> **WORK TO BE COMPLETED**:
Transcribe all of the material below word for word and leave out its pictures.
▽
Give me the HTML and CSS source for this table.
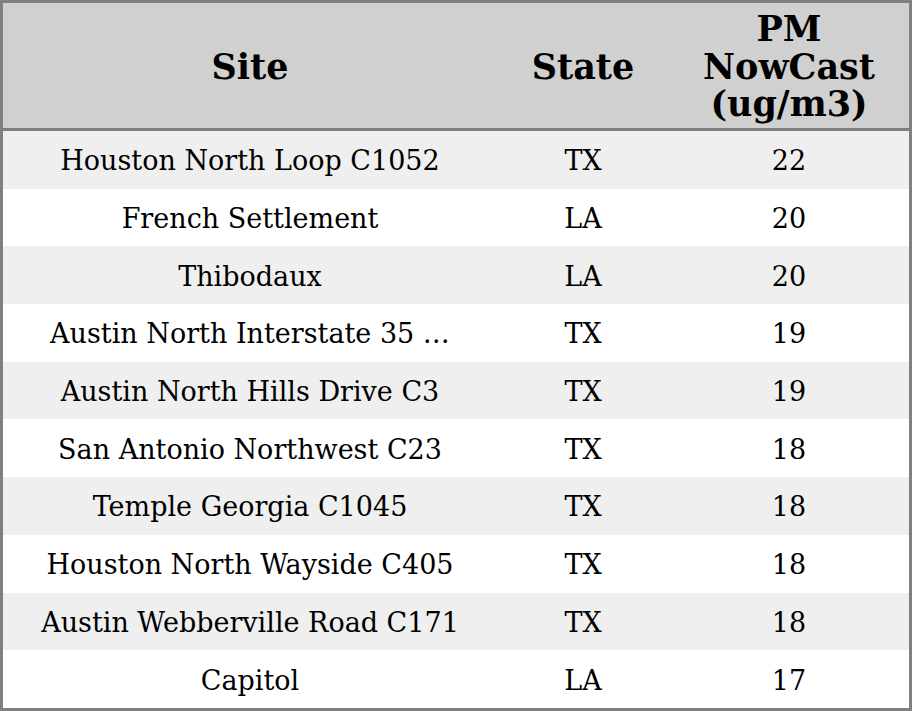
FILE: index.html
```html
<!DOCTYPE html>
<html>
<head>
<meta charset="utf-8">
<link rel="stylesheet" href="styles.css">
</head>
<body>
<div class="table">
  <div class="row head">
    <div class="cell">Site</div>
    <div class="cell">State</div>
    <div class="cell">PM<br>NowCast<br>(ug/m3)</div>
  </div>
  <div class="row odd"><div class="cell">Houston North Loop C1052</div><div class="cell">TX</div><div class="cell">22</div></div>
  <div class="row"><div class="cell">French Settlement</div><div class="cell">LA</div><div class="cell">20</div></div>
  <div class="row odd"><div class="cell">Thibodaux</div><div class="cell">LA</div><div class="cell">20</div></div>
  <div class="row"><div class="cell">Austin North Interstate 35 …</div><div class="cell">TX</div><div class="cell">19</div></div>
  <div class="row odd"><div class="cell">Austin North Hills Drive C3</div><div class="cell">TX</div><div class="cell">19</div></div>
  <div class="row"><div class="cell">San Antonio Northwest C23</div><div class="cell">TX</div><div class="cell">18</div></div>
  <div class="row odd"><div class="cell">Temple Georgia C1045</div><div class="cell">TX</div><div class="cell">18</div></div>
  <div class="row"><div class="cell">Houston North Wayside C405</div><div class="cell">TX</div><div class="cell">18</div></div>
  <div class="row odd"><div class="cell">Austin Webberville Road C171</div><div class="cell">TX</div><div class="cell">18</div></div>
  <div class="row"><div class="cell">Capitol</div><div class="cell">LA</div><div class="cell">17</div></div>
</div>
</body>
</html>
```
FILE: styles.css
```css
html, body { margin: 0; padding: 0; background: #fff; }
.table {
  width: 912px;
  height: 711px;
  box-sizing: border-box;
  border: 3px solid #808080;
  font-family: "DejaVu Serif", serif;
  font-size: 27px;
  color: #000;
  display: flex;
  flex-direction: column;
}
.row {
  display: grid;
  grid-template-columns: 494px 172px 240px;
  height: 57.7px;
  background: #fff;
}
.row.odd { background: #efefef; }
.row.head {
  height: 125px;
  flex: none;
  background: #d0d0d0;
  border-bottom: 3px solid #808080;
  font-weight: bold;
  font-size: 35px;
  line-height: 37.5px;
}
.cell {
  display: flex;
  align-items: center;
  justify-content: center;
  text-align: center;
  white-space: nowrap;
  padding-top: 2px;
}
```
△
> **ANSWER FOR THIS EXERCISE**:
Give me the HTML and CSS source for this table.
FILE: index.html
```html
<!DOCTYPE html>
<html>
<head>
<meta charset="utf-8">
<link rel="stylesheet" href="styles.css">
</head>
<body>
<div class="table">
  <div class="row head">
    <div class="cell">Site</div>
    <div class="cell">State</div>
    <div class="cell">PM<br>NowCast<br>(ug/m3)</div>
  </div>
  <div class="row odd"><div class="cell">Houston North Loop C1052</div><div class="cell">TX</div><div class="cell">22</div></div>
  <div class="row"><div class="cell">French Settlement</div><div class="cell">LA</div><div class="cell">20</div></div>
  <div class="row odd"><div class="cell">Thibodaux</div><div class="cell">LA</div><div class="cell">20</div></div>
  <div class="row"><div class="cell">Austin North Interstate 35 …</div><div class="cell">TX</div><div class="cell">19</div></div>
  <div class="row odd"><div class="cell">Austin North Hills Drive C3</div><div class="cell">TX</div><div class="cell">19</div></div>
  <div class="row"><div class="cell">San Antonio Northwest C23</div><div class="cell">TX</div><div class="cell">18</div></div>
  <div class="row odd"><div class="cell">Temple Georgia C1045</div><div class="cell">TX</div><div class="cell">18</div></div>
  <div class="row"><div class="cell">Houston North Wayside C405</div><div class="cell">TX</div><div class="cell">18</div></div>
  <div class="row odd"><div class="cell">Austin Webberville Road C171</div><div class="cell">TX</div><div class="cell">18</div></div>
  <div class="row"><div class="cell">Capitol</div><div class="cell">LA</div><div class="cell">17</div></div>
</div>
</body>
</html>
```
FILE: styles.css
```css
html, body { margin: 0; padding: 0; background: #fff; }
.table {
  width: 912px;
  height: 711px;
  box-sizing: border-box;
  border: 3px solid #808080;
  font-family: "DejaVu Serif", serif;
  font-size: 27px;
  color: #000;
  display: flex;
  flex-direction: column;
}
.row {
  display: grid;
  grid-template-columns: 494px 172px 240px;
  height: 57.7px;
  background: #fff;
}
.row.odd { background: #efefef; }
.row.head {
  height: 125px;
  flex: none;
  background: #d0d0d0;
  border-bottom: 3px solid #808080;
  font-weight: bold;
  font-size: 35px;
  line-height: 37.5px;
}
.cell {
  display: flex;
  align-items: center;
  justify-content: center;
  text-align: center;
  white-space: nowrap;
  padding-top: 2px;
}
```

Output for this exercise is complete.